Kumu hula Kilohana Silve of Manoa is particularly looking forward to seeing some old-time hula at Hoike this year.
“We’re going to see halau you rarely get to see, including people who were part of Merrie Monarch years ago and are coming back to do a very special presentation,” she said. “It’s very exciting to go back to these roots and see styles that are so pure.”
Rossetti said this year’s Hoike also will salute many of the kumu hula who have recorded music, including Cazimero, Mahoe, Keali‘i Reichel, Natalie Ai Kamauu and Manu Boyd.
“We always have our musicians down on the floor and in the corner because the focus is on hula,” said Rosetti. “Merrie Monarch would like to honor the musicians because without them we wouldn’t have the second part of our competition.”
SINCE the earliest days of the festival, there was free entertainment before the competition, according to Rossetti, though it may not have been officially called the Hoike, which means “to show, exhibit,” until later years.
The 1979 program, for example, lists a Monday evening performance by Halau o Kekuhi at the Hilo Hawaiian Hotel and an 8 p.m. concert by the Brothers Cazimero for a $4 cover charge at the Naniloa Surf Hotel. Two evenings later ‘Ilima Hula Studio presented “Polynesian Holiday” at the stadium, followed by a free concert by The Halonas plus Eddie Ogawa & the Hana Hou Trio at the Seven Seas Luau House.
In the ’90s the program evolved into a “Wednesday Night Extravaganza” and was listed as the “Wednesday Night Hoike” in 1995. That year the Hoike featured the Merrie Monarch Men’s Glee Club, along with Johnny Lum Ho and Na Halau o ke Akua Aloha directed by siblings Derek and Stanette Nu‘uhiwa.
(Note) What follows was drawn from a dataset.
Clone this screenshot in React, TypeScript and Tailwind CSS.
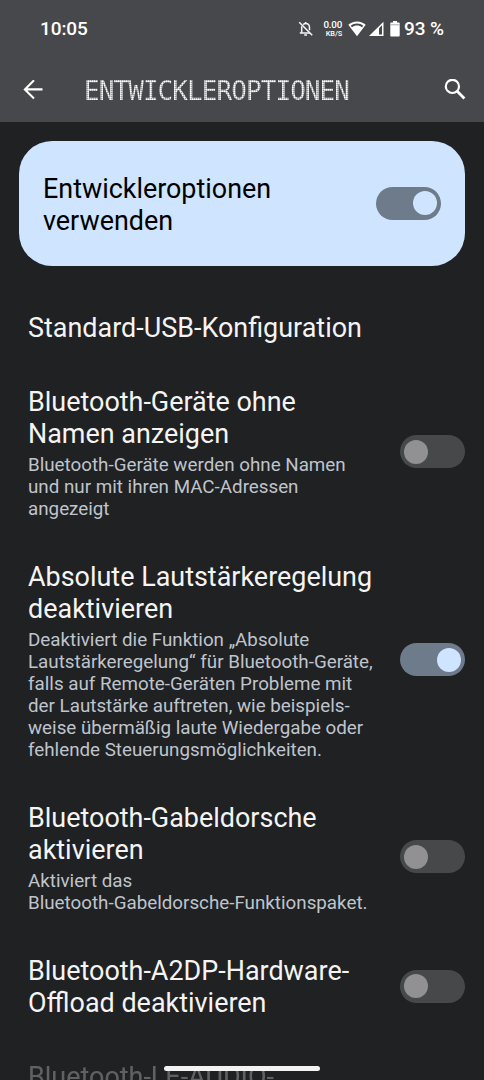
import clsx from "clsx";

interface Option {
  title: string[];
  summary?: string[];
  enabled?: boolean;
  disabled?: boolean;
}

const OPTIONS: Option[] = [
  { title: ["Standard-USB-Konfiguration"] },
  {
    title: ["Bluetooth-Geräte ohne", "Namen anzeigen"],
    summary: [
      "Bluetooth-Geräte werden ohne Namen",
      "und nur mit ihren MAC-Adressen",
      "angezeigt",
    ],
    enabled: false,
  },
  {
    title: ["Absolute Lautstärkeregelung", "deaktivieren"],
    summary: [
      "Deaktiviert die Funktion „Absolute",
      "Lautstärkeregelung“ für Bluetooth-Geräte,",
      "falls auf Remote-Geräten Probleme mit",
      "der Lautstärke auftreten, wie beispiels-",
      "weise übermäßig laute Wiedergabe oder",
      "fehlende Steuerungsmöglichkeiten.",
    ],
    enabled: true,
  },
  {
    title: ["Bluetooth-Gabeldorsche", "aktivieren"],
    summary: ["Aktiviert das", "Bluetooth-Gabeldorsche-Funktionspaket."],
    enabled: false,
  },
  {
    title: ["Bluetooth-A2DP-Hardware-", "Offload deaktivieren"],
    enabled: false,
  },
  { title: ["Bluetooth-LE-AUDIO-"], disabled: true },
];

function Toggle({ on }: { on: boolean }) {
  return (
    <div
      role="switch"
      aria-checked={on}
      className={clsx(
        "flex h-[33px] w-[65px] shrink-0 items-center rounded-full px-1",
        on ? "justify-end bg-[#6d7b8b]" : "justify-start bg-[#47484a]"
      )}
    >
      <div
        className={clsx(
          "size-[24px] rounded-full",
          on ? "bg-[#cfe4ff]" : "bg-[#919194]"
        )}
      />
    </div>
  );
}

function StatusBar() {
  return (
    <div className="flex h-[58px] items-center pr-[40px] pl-[40px] text-[19px] font-medium tracking-[-0.1px]">
      <span className="grow">10:05</span>

      {/* Muted bell */}
      <svg className="mr-[9px] h-[16px] w-[16px]" viewBox="0 0 16 16" fill="none" stroke="#f4f4f4" strokeWidth="1.5">
        <path d="M5.2 3.6C6 2.9 7 2.6 7.6 2.6c2.4 0 3.9 1.8 3.9 4v2.6M3.7 5.3v6.4M1.8 12h10.3" />
        <path d="M1.2 1.2l13 13" />
        <path d="M7.6 1v1.5M6.2 14h2.8" />
      </svg>

      <div className="mr-[6px] flex w-[19px] flex-col items-end pb-[1px]">
        <span className="text-[9.8px] leading-[11px] tracking-[-0.2px]">0.00</span>
        <span className="text-[7.4px] leading-[8px]">KB/S</span>
      </div>

      {/* Wi-Fi */}
      <svg className="mr-[3px] h-[16px] w-[18px]" viewBox="0 0 18 16">
        <path d="M9 .4C5.5.4 2.5 1.7.3 3.7L9 15.3 17.7 3.7C15.5 1.7 12.5.4 9 .4Z" fill="#fff" />
        <path d="M2.7 4.7C4.5 3.3 6.6 2.5 9 2.5s4.5.8 6.3 2.2L14 6.2C12.6 5 10.9 4.4 9 4.4S5.4 5 4 6.2Z" fill="#47484b" />
      </svg>

      {/* Mobile signal */}
      <svg className="mr-[6px] h-[16px] w-[15px]" viewBox="0 0 15 16">
        <path d="M0 15 14.5.8V15Z" fill="#fff" />
        <path d="M10 7.2 13 4.2V13.5H10Z" fill="#47484b" />
      </svg>

      {/* Battery */}
      <svg className="mr-[4px] h-[16px] w-[10px]" viewBox="0 0 10 16">
        <path d="M3 0h4v1.5h1.7c.6 0 1 .4 1 1V14.5c0 .6-.4 1-1 1H1.3c-.6 0-1-.4-1-1V2.5c0-.6.4-1 1-1H3Z" fill="#fff" />
        <path d="M.3 3.8h9.4" stroke="#a0a0a2" strokeWidth=".9" />
      </svg>

      <span>93 %</span>
    </div>
  );
}

function AppBar() {
  return (
    <div className="flex h-[64px] items-center pr-[18px] pl-[23px]">
      <svg className="h-[20px] w-[20px]" viewBox="0 0 20 20" fill="none" stroke="#fff" strokeWidth="2.1">
        <path d="M19.5 9.4H2M11 .3 1.9 9.4 11 18.5" />
      </svg>
      {/* Dot-matrix title */}
      <h1 className="mt-[2px] ml-[41px] grow bg-[radial-gradient(circle_at_0.5px_0.5px,#ffffff_0.6px,#d6d6d8_1px,#a0a0a3_1.4px)] bg-[length:2px_2px] bg-clip-text font-['DejaVu_Sans_Mono',monospace] text-[26px] leading-[32px] tracking-[-0.93px] whitespace-nowrap text-transparent">
        ENTWICKLEROPTIONEN
      </h1>
      <svg className="h-[22px] w-[22px]" viewBox="0 0 22 22" fill="none" stroke="#fff" strokeWidth="2.2">
        <circle cx="8.4" cy="7.4" r="6.6" />
        <path d="M13.2 12.2 20.4 19.4" strokeWidth="2.8" />
      </svg>
    </div>
  );
}

function OptionRow({ title, summary, enabled, disabled }: Option) {
  return (
    <div className={clsx("flex items-center justify-between pt-[22px] pr-[19px] pb-[20px] pl-[28px]", disabled && "opacity-30")}>
      <div className="whitespace-nowrap">
        <h2 className="text-[26.95px] leading-[32px] text-[#f4f4f4]">
          {title.map((line) => (
            <div key={line}>{line}</div>
          ))}
        </h2>
        {summary && (
          <p className="mb-[-1px] pt-[4px] text-[18.8px] leading-[22px] text-[#bfc4cc]">
            {summary.map((line) => (
              <span key={line} className="block">{line}</span>
            ))}
          </p>
        )}
      </div>
      {enabled !== undefined && (
        <div className="mb-[2px]">
          <Toggle on={enabled} />
        </div>
      )}
    </div>
  );
}

export default function App() {
  return (
    <div className="relative h-[1080px] w-[484px] overflow-hidden bg-[#202123] font-[Roboto,sans-serif] text-white">
      <header className="h-[122px] bg-[#47484b]">
        <StatusBar />
        <AppBar />
      </header>

      <main>
        <section className="mx-[19px] mt-[19px] mb-[24.5px] flex h-[124.5px] items-center justify-between rounded-[33px] bg-[#cfe4ff] pr-[24px] pl-[24px] text-black">
          <h2 className="pt-[3px] text-[26.9px] leading-[32px]">
            Entwickleroptionen
            <br />
            verwenden
          </h2>
          <Toggle on />
        </section>

        {OPTIONS.map((option) => (
          <OptionRow key={option.title[0]} {...option} />
        ))}
      </main>

      {/* Gesture handle */}
      <div className="absolute bottom-[9px] left-[164px] h-[5px] w-[156px] rounded-full bg-[#f3f3f3]" />
    </div>
  );
}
“It was still nerve-wracking but it was enjoyable,” said Stanette Nu‘uhiwa, the 1986 Miss Aloha Hula. “It was a relief to perform without being judged that year.”
At that performance the Nu‘uhiwas paid tribute to Lupenui, founder of Waimapuna. Stanette recalls bringing many keiki to that Hoike performance who later went on to compete at the festival.
She is particularly looking forward to seeing the Men of Waimapuna onstage again.
The men made history at the festival in 1986 when they gave a powerful kahiko performance depicting the battle scenes of Molokai dressed in malo with no front or back flaps. The men, though 30 years older today, will offer a glimpse of the past at Hoike.
“Definitely, Darrell will be smiling,” Nu‘uhiwa said.